Floodplanes like the Yolo Bypass could provide salmon with safe downstream travel that bypasses dangerous water pumps in the Sacramento-San Joaquin Delta. The UC Davis Nigiri Project aims to test the impacts of this option.
Another idea that has been discussed by scientists is to make hatchery-born fish identifiable by clipping off each one’s adipose fin, located near the tail, just prior to its release. Several years later, these salmon could be physically barred from entering natural spawning grounds by fish weirs, simple contraptions that funnel migrating fish into a narrow chute. This would allow attendants to capture and kill all salmon missing their adipose fins while allowing the rest (presumably naturally born fish) to pass. Bernie May, a UC Davis biologist who participated in a 2-year hatchery analysis and review several years ago, says hatcheries could even continue to operate under this arrangement.
“But we’d only want naturally born salmon to spawn there,” he says. This system, though cumbersome and laborious, would prevent problems associated with hatchery propagation from magnifying through generations of spawning.
The drought is having dire impacts on the Sacramento’s naturally spawning salmon. Last fall, lethally warm water exiting drought-depleted Lake Shasta killed millions of fertilized salmon eggs in the natural spawning beds near Redding. Given current low levels and high water temperatures in the lake, biologists expect to see similarly high mortality rates this fall.

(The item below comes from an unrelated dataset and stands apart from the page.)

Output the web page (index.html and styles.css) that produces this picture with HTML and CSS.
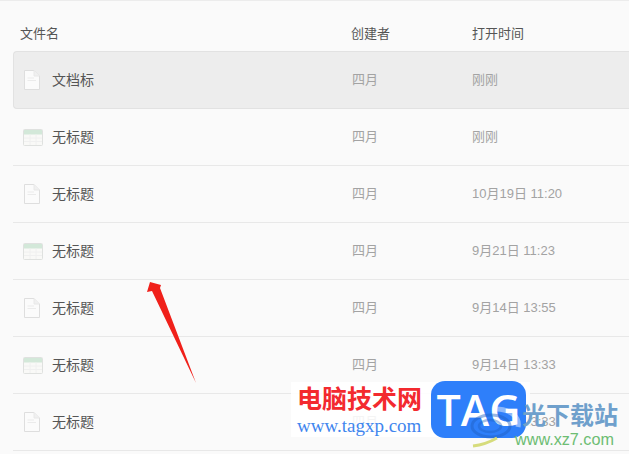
FILE: index.html
```html
<!DOCTYPE html>
<html lang="zh-CN">
<head>
    <meta charset="UTF-8">
    <title>最近文件</title>
    <link rel="stylesheet" href="styles.css">
</head>
<body>
    <svg class="defs" width="0" height="0">
        <symbol id="docIcon" viewBox="0 0 18 20">
            <path d="M1.5 0.5H11L16.5 6V19.5H1.5Z" fill="#fbfbfb" stroke="#dedede"/>
            <path d="M11 0.5V6H16.5" fill="#f0f0f0" stroke="#e8e8e8"/>
            <path d="M4.5 8H11M4.5 10.5H13" stroke="#ebebeb" stroke-width="1.2" fill="none"/>
        </symbol>
        <symbol id="sheetIcon" viewBox="0 0 20 17">
            <rect x="0.5" y="0.5" width="19" height="16" rx="1" fill="#f9f9f7" stroke="#dfe1df"/>
            <rect x="1" y="1" width="18" height="4.5" fill="#d3e8d9"/>
            <path d="M1 9H19M1 12.5H19M7 5.5V16M13 5.5V16" stroke="#f0f0f0" fill="none"/>
        </symbol>
    </svg>

    <div class="page">
        <div class="file-head">
            <div>文件名</div>
            <div>创建者</div>
            <div>打开时间</div>
        </div>

        <div class="file-row selected">
            <div class="file-name"><svg class="icon doc"><use href="#docIcon"/></svg>文档标</div>
            <div class="cell">四月</div>
            <div class="cell">刚刚</div>
        </div>
        <div class="file-row">
            <div class="file-name"><svg class="icon sheet"><use href="#sheetIcon"/></svg>无标题</div>
            <div class="cell">四月</div>
            <div class="cell">刚刚</div>
        </div>
        <div class="file-row">
            <div class="file-name"><svg class="icon doc"><use href="#docIcon"/></svg>无标题</div>
            <div class="cell">四月</div>
            <div class="cell">10月19日 11:20</div>
        </div>
        <div class="file-row">
            <div class="file-name"><svg class="icon sheet"><use href="#sheetIcon"/></svg>无标题</div>
            <div class="cell">四月</div>
            <div class="cell">9月21日 11:23</div>
        </div>
        <div class="file-row">
            <div class="file-name"><svg class="icon doc"><use href="#docIcon"/></svg>无标题</div>
            <div class="cell">四月</div>
            <div class="cell">9月14日 13:55</div>
        </div>
        <div class="file-row">
            <div class="file-name"><svg class="icon sheet"><use href="#sheetIcon"/></svg>无标题</div>
            <div class="cell">四月</div>
            <div class="cell">9月14日 13:33</div>
        </div>
        <div class="file-row">
            <div class="file-name"><svg class="icon doc"><use href="#docIcon"/></svg>无标题</div>
            <div class="cell">四月</div>
            <div class="cell">9月14日 13:33</div>
        </div>

        <!-- 红色箭头 -->
        <svg class="arrow" width="60" height="110" viewBox="0 0 60 110">
            <polygon points="5,1 16,4 15,7 51,102 7,10 2,11" fill="#f0201a"/>
        </svg>

        <!-- 水印 -->
        <div class="mark-left">
            <div class="mark-title">电脑技术网</div>
            <div class="mark-site">www.tagxp.com</div>
        </div>
        <div class="mark-tag">TAG</div>
        <div class="mark-right">
            <svg class="swirl" width="60" height="45" viewBox="0 0 60 45">
                <path d="M30 4C44 4 54 12 52 22" fill="none" stroke="#ffffff" stroke-opacity="0.45" stroke-width="5"/>
                <ellipse cx="25" cy="21" rx="19" ry="11" fill="none" stroke="#1f5fc0" stroke-opacity="0.45" stroke-width="3"/>
                <ellipse cx="24" cy="21" rx="11" ry="6" fill="none" stroke="#1f5fc0" stroke-opacity="0.4" stroke-width="2.5"/>
                <path d="M7 41C16 40 24 37 31 33" fill="none" stroke="#d6dc7c" stroke-width="3"/>
            </svg>
            <div class="mark-cn">光下载站</div>
            <div class="mark-url">www.xz7.com</div>
        </div>
    </div>
</body>
</html>
```

FILE: styles.css
```css
* {
    box-sizing: border-box;
    margin: 0;
    padding: 0;
}

html, body {
    height: 100%;
    overflow: hidden;
}

body {
    font-family: "Liberation Sans", "Noto Sans CJK SC", sans-serif;
    font-size: 13px;
    background: #fafafa;
    color: #555;
}

.defs {
    display: block;
    height: 0;
}

.page {
    position: relative;
    height: 454px;
    border-top: 1px solid #ececec;
}

.file-head {
    display: grid;
    grid-template-columns: 331px 121px 1fr;
    align-items: center;
    height: 50px;
    padding: 13px 0 0 20px;
    color: #555;
}

.file-row {
    display: grid;
    grid-template-columns: 339px 120px 1fr;
    align-items: center;
    height: 57px;
    margin-left: 13px;
    padding-bottom: 3px;
    border-bottom: 1px solid #e8e8e8;
}

.file-row.selected {
    grid-template-columns: 338px 120px 1fr;
    height: 58px;
    background: #ededed;
    border: 1px solid #e2e2e2;
    border-right: none;
    border-radius: 4px 0 0 4px;
}

.file-name {
    display: flex;
    align-items: center;
    padding-left: 10px;
    color: #555;
    font-size: 14px;
}

.file-row.selected .file-name {
    padding-left: 9px;
}

.icon {
    flex: none;
    margin-top: 3px;
}

.icon.doc {
    width: 18px;
    height: 20px;
    margin-right: 11px;
}

.icon.sheet {
    width: 20px;
    height: 17px;
    margin-right: 9px;
}

.cell {
    color: #a3a3a3;
}

.arrow {
    position: absolute;
    left: 145px;
    top: 280px;
}

.mark-left {
    position: absolute;
    left: 291px;
    top: 381px;
    width: 239px;
    height: 55px;
    padding: 4px 0 0 6px;
    background: rgba(255, 255, 255, 0.88);
}

.mark-title {
    color: #f32a2f;
    font-size: 25px;
    font-weight: 700;
    line-height: 26px;
}

.mark-site {
    margin-top: 4px;
    color: #3f86ee;
    font-family: "Liberation Serif", serif;
    font-size: 19px;
    line-height: 20px;
}

.mark-tag {
    position: absolute;
    left: 431px;
    top: 380px;
    width: 95px;
    height: 57px;
    border-radius: 14px;
    background: #2e7ffa;
    color: #fff;
    font-family: "Open Sans", sans-serif;
    font-size: 43px;
    font-weight: 600;
    line-height: 57px;
    text-align: center;
}

.mark-right {
    position: absolute;
    left: 466px;
    top: 402px;
    width: 163px;
    height: 50px;
}

.swirl {
    position: absolute;
    left: 0;
    top: 2px;
}

.mark-cn {
    position: absolute;
    left: 56px;
    top: 0;
    color: #6fa0cc;
    font-size: 24px;
    font-weight: 700;
    line-height: 26px;
    white-space: nowrap;
}

.mark-url {
    position: absolute;
    left: 49px;
    top: 26px;
    color: #6dbd73;
    font-size: 16.2px;
    line-height: 20px;
    white-space: nowrap;
}
```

If there is a fishing season off California’s coast two years from now, it will be thanks to hatcheries, which use water cooling systems to protect eggs and young fish. Indeed, even those who would like to see the Central Valley repopulated by thriving runs of wild Chinook that spawn in cold healthy rivers know the hatcheries must continue to operate, at least for now.
“If we shut the state’s salmon hatcheries tomorrow, we’d have almost no salmon,” Jeffres says. “That’s because almost none of the wild fish make it. We have to provide the habitat for the fish, and for now, we need the hatcheries to produce the salmon.”